YOUR INSTRUCTIONS
Faithfully return all lines, omitting every embedded picture.

RECORDED DATA

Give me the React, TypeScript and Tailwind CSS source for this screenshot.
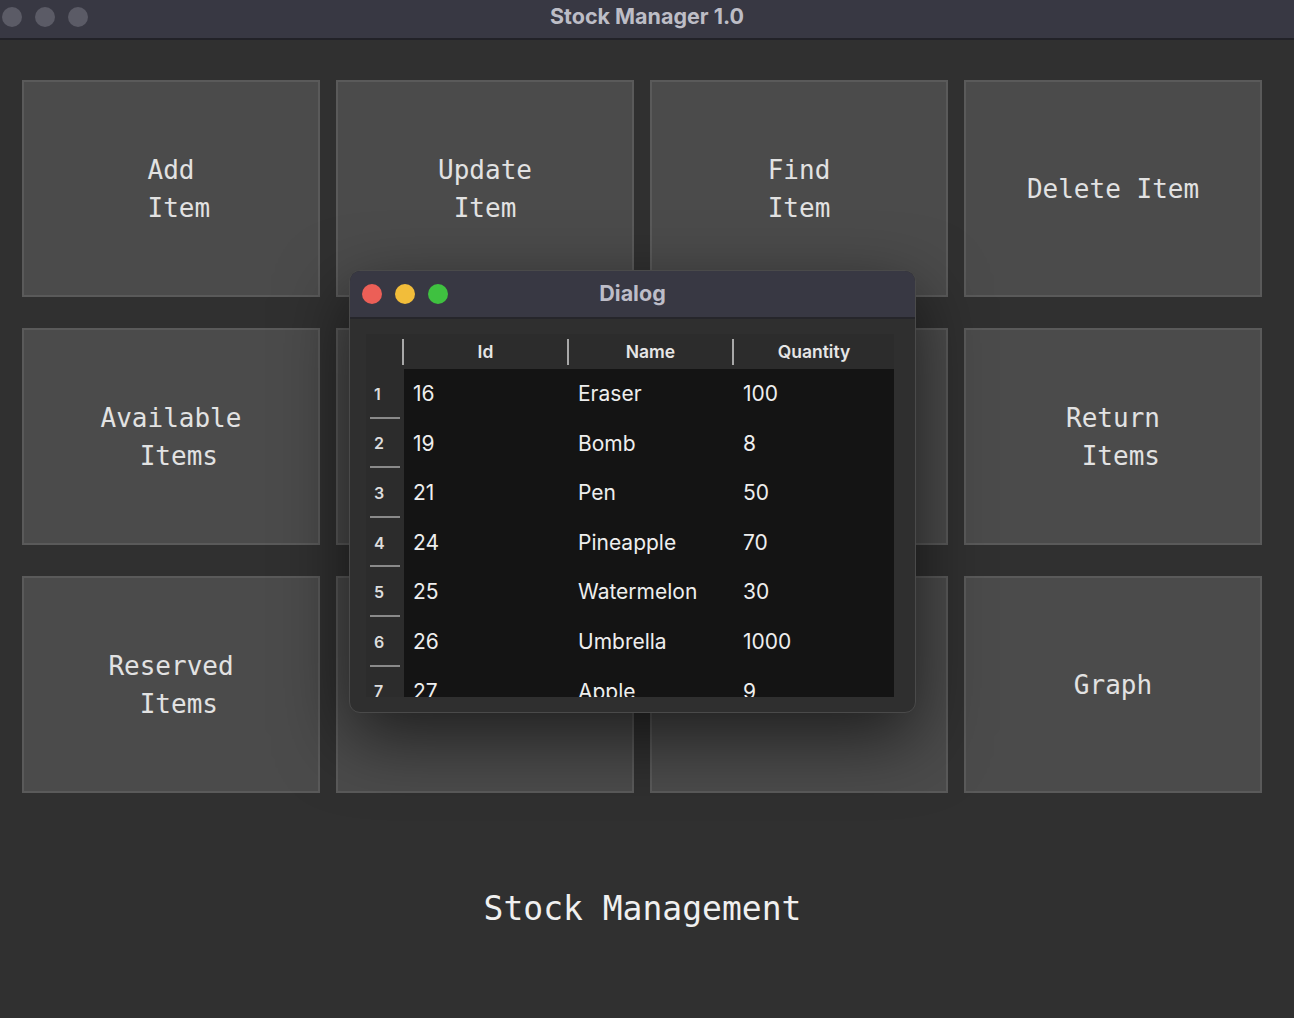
import React from 'react';

const tiles = [
  { label: ' Add \n Item' },
  { label: 'Update\nItem' },
  { label: 'Find\nItem' },
  { label: 'Delete Item' },
  { label: 'Available\n Items' },
  { label: '' },
  { label: '' },
  { label: 'Return\n Items' },
  { label: 'Reserved\n Items' },
  { label: '' },
  { label: '' },
  { label: 'Graph' },
];

const rows = [
  { id: 16, name: 'Eraser', qty: 100 },
  { id: 19, name: 'Bomb', qty: 8 },
  { id: 21, name: 'Pen', qty: 50 },
  { id: 24, name: 'Pineapple', qty: 70 },
  { id: 25, name: 'Watermelon', qty: 30 },
  { id: 26, name: 'Umbrella', qty: 1000 },
  { id: 27, name: 'Apple', qty: 9 },
];

const mono = { fontFamily: '"DejaVu Sans Mono", "Liberation Mono", monospace' };
const sys = { fontFamily: 'Inter, "Noto Sans", "Liberation Sans", sans-serif' };

const App: React.FC = () => {
  return (
    <div className="relative w-[1294px] h-[1018px] bg-[#303030] overflow-hidden flex flex-col">
      {/* Window title bar */}
      <div className="relative h-[40px] shrink-0 bg-[#383843] border-b-2 border-[#222228] flex items-center">
        <div className="flex items-center gap-[13px] pl-[2px] pb-[5px]">
          <span className="w-[20px] h-[20px] rounded-full bg-[#5b5b66]" />
          <span className="w-[20px] h-[20px] rounded-full bg-[#5b5b66]" />
          <span className="w-[20px] h-[20px] rounded-full bg-[#5b5b66]" />
        </div>
        <div
          className="absolute inset-0 flex items-center justify-center pb-[5px] text-[21.5px] font-bold text-[#bdbdc6]"
          style={sys}
        >
          Stock Manager 1.0
        </div>
      </div>

      {/* Button grid */}
      <div className="grid grid-cols-[298px_298px_298px_298px] auto-rows-[217px] gap-x-[16px] gap-y-[31px] pl-[22px] pt-[40px]">
        {tiles.map((t, i) => (
          <div
            key={i}
            className="bg-[#4b4b4b] border-2 border-[#5a5a5a] flex items-center justify-center text-center whitespace-pre leading-[38px] text-[26px] text-[#e2e2e2]"
            style={mono}
          >
            {t.label}
          </div>
        ))}
      </div>

      {/* Footer title */}
      <div className="flex-1 flex items-start justify-center pt-[91px] pr-[9px]">
        <span className="text-[33px] text-[#f0f0f0]" style={mono}>
          Stock Management
        </span>
      </div>

      {/* Dialog */}
      <div className="absolute left-[349px] top-[270px] w-[567px] h-[443px] rounded-[11px] bg-[#2f2f2f] border border-[#4a4a4a] shadow-[0_24px_70px_rgba(0,0,0,0.6)] flex flex-col overflow-hidden">
        <div className="relative h-[48px] shrink-0 bg-[#383843] border-b-2 border-[#26262b] flex items-center">
          <div className="flex items-center gap-[13px] pl-[12px]">
            <span className="w-[20px] h-[20px] rounded-full bg-[#ec5f57]" />
            <span className="w-[20px] h-[20px] rounded-full bg-[#f2bd3a]" />
            <span className="w-[20px] h-[20px] rounded-full bg-[#3fc140]" />
          </div>
          <div
            className="absolute inset-0 flex items-center justify-center pb-[2px] text-[21.5px] font-bold text-[#bdbdc8]"
            style={sys}
          >
            Dialog
          </div>
        </div>

        <div className="flex-1 pl-[16px] pr-[21px] pt-[15px] pb-[15px]">
          <div className="w-[528px] h-[363px] overflow-hidden bg-[#141414]" style={sys}>
            {/* Header */}
            <div className="grid grid-cols-[38px_165px_165px_160px] h-[35px] bg-[#2c2c2c] text-[17.5px] font-semibold text-[#e6e6e6]">
              <div className="border-r-2 border-[#a8a8a8] my-[5px]" />
              <div className="flex items-center justify-center border-r-2 border-[#a8a8a8] my-[5px]">Id</div>
              <div className="flex items-center justify-center border-r-2 border-[#a8a8a8] my-[5px]">Name</div>
              <div className="flex items-center justify-center">Quantity</div>
            </div>
            {/* Body */}
            {rows.map((r, i) => (
              <div key={r.id} className="grid grid-cols-[38px_165px_165px_160px] h-[49.6px] text-[21px] text-[#eeeeee]">
                <div className="relative bg-[#2c2c2c] flex items-center pl-[8px] text-[16px] font-semibold text-[#dddddd]">
                  {i + 1}
                  <span className="absolute left-[4px] right-[4px] bottom-0 h-[2px] bg-[#8a8a8a]" />
                </div>
                <div className="flex items-center pl-[9px]">{r.id}</div>
                <div className="flex items-center pl-[9px]">{r.name}</div>
                <div className="flex items-center pl-[9px]">{r.qty}</div>
              </div>
            ))}
          </div>
        </div>
      </div>
    </div>
  );
};

export default App;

RESPONSE BELOW
Give me the React, TypeScript and Tailwind CSS source for this screenshot.
import React from 'react';

const tiles = [
  { label: ' Add \n Item' },
  { label: 'Update\nItem' },
  { label: 'Find\nItem' },
  { label: 'Delete Item' },
  { label: 'Available\n Items' },
  { label: '' },
  { label: '' },
  { label: 'Return\n Items' },
  { label: 'Reserved\n Items' },
  { label: '' },
  { label: '' },
  { label: 'Graph' },
];

const rows = [
  { id: 16, name: 'Eraser', qty: 100 },
  { id: 19, name: 'Bomb', qty: 8 },
  { id: 21, name: 'Pen', qty: 50 },
  { id: 24, name: 'Pineapple', qty: 70 },
  { id: 25, name: 'Watermelon', qty: 30 },
  { id: 26, name: 'Umbrella', qty: 1000 },
  { id: 27, name: 'Apple', qty: 9 },
];

const mono = { fontFamily: '"DejaVu Sans Mono", "Liberation Mono", monospace' };
const sys = { fontFamily: 'Inter, "Noto Sans", "Liberation Sans", sans-serif' };

const App: React.FC = () => {
  return (
    <div className="relative w-[1294px] h-[1018px] bg-[#303030] overflow-hidden flex flex-col">
      {/* Window title bar */}
      <div className="relative h-[40px] shrink-0 bg-[#383843] border-b-2 border-[#222228] flex items-center">
        <div className="flex items-center gap-[13px] pl-[2px] pb-[5px]">
          <span className="w-[20px] h-[20px] rounded-full bg-[#5b5b66]" />
          <span className="w-[20px] h-[20px] rounded-full bg-[#5b5b66]" />
          <span className="w-[20px] h-[20px] rounded-full bg-[#5b5b66]" />
        </div>
        <div
          className="absolute inset-0 flex items-center justify-center pb-[5px] text-[21.5px] font-bold text-[#bdbdc6]"
          style={sys}
        >
          Stock Manager 1.0
        </div>
      </div>

      {/* Button grid */}
      <div className="grid grid-cols-[298px_298px_298px_298px] auto-rows-[217px] gap-x-[16px] gap-y-[31px] pl-[22px] pt-[40px]">
        {tiles.map((t, i) => (
          <div
            key={i}
            className="bg-[#4b4b4b] border-2 border-[#5a5a5a] flex items-center justify-center text-center whitespace-pre leading-[38px] text-[26px] text-[#e2e2e2]"
            style={mono}
          >
            {t.label}
          </div>
        ))}
      </div>

      {/* Footer title */}
      <div className="flex-1 flex items-start justify-center pt-[91px] pr-[9px]">
        <span className="text-[33px] text-[#f0f0f0]" style={mono}>
          Stock Management
        </span>
      </div>

      {/* Dialog */}
      <div className="absolute left-[349px] top-[270px] w-[567px] h-[443px] rounded-[11px] bg-[#2f2f2f] border border-[#4a4a4a] shadow-[0_24px_70px_rgba(0,0,0,0.6)] flex flex-col overflow-hidden">
        <div className="relative h-[48px] shrink-0 bg-[#383843] border-b-2 border-[#26262b] flex items-center">
          <div className="flex items-center gap-[13px] pl-[12px]">
            <span className="w-[20px] h-[20px] rounded-full bg-[#ec5f57]" />
            <span className="w-[20px] h-[20px] rounded-full bg-[#f2bd3a]" />
            <span className="w-[20px] h-[20px] rounded-full bg-[#3fc140]" />
          </div>
          <div
            className="absolute inset-0 flex items-center justify-center pb-[2px] text-[21.5px] font-bold text-[#bdbdc8]"
            style={sys}
          >
            Dialog
          </div>
        </div>

        <div className="flex-1 pl-[16px] pr-[21px] pt-[15px] pb-[15px]">
          <div className="w-[528px] h-[363px] overflow-hidden bg-[#141414]" style={sys}>
            {/* Header */}
            <div className="grid grid-cols-[38px_165px_165px_160px] h-[35px] bg-[#2c2c2c] text-[17.5px] font-semibold text-[#e6e6e6]">
              <div className="border-r-2 border-[#a8a8a8] my-[5px]" />
              <div className="flex items-center justify-center border-r-2 border-[#a8a8a8] my-[5px]">Id</div>
              <div className="flex items-center justify-center border-r-2 border-[#a8a8a8] my-[5px]">Name</div>
              <div className="flex items-center justify-center">Quantity</div>
            </div>
            {/* Body */}
            {rows.map((r, i) => (
              <div key={r.id} className="grid grid-cols-[38px_165px_165px_160px] h-[49.6px] text-[21px] text-[#eeeeee]">
                <div className="relative bg-[#2c2c2c] flex items-center pl-[8px] text-[16px] font-semibold text-[#dddddd]">
                  {i + 1}
                  <span className="absolute left-[4px] right-[4px] bottom-0 h-[2px] bg-[#8a8a8a]" />
                </div>
                <div className="flex items-center pl-[9px]">{r.id}</div>
                <div className="flex items-center pl-[9px]">{r.name}</div>
                <div className="flex items-center pl-[9px]">{r.qty}</div>
              </div>
            ))}
          </div>
        </div>
      </div>
    </div>
  );
};

export default App;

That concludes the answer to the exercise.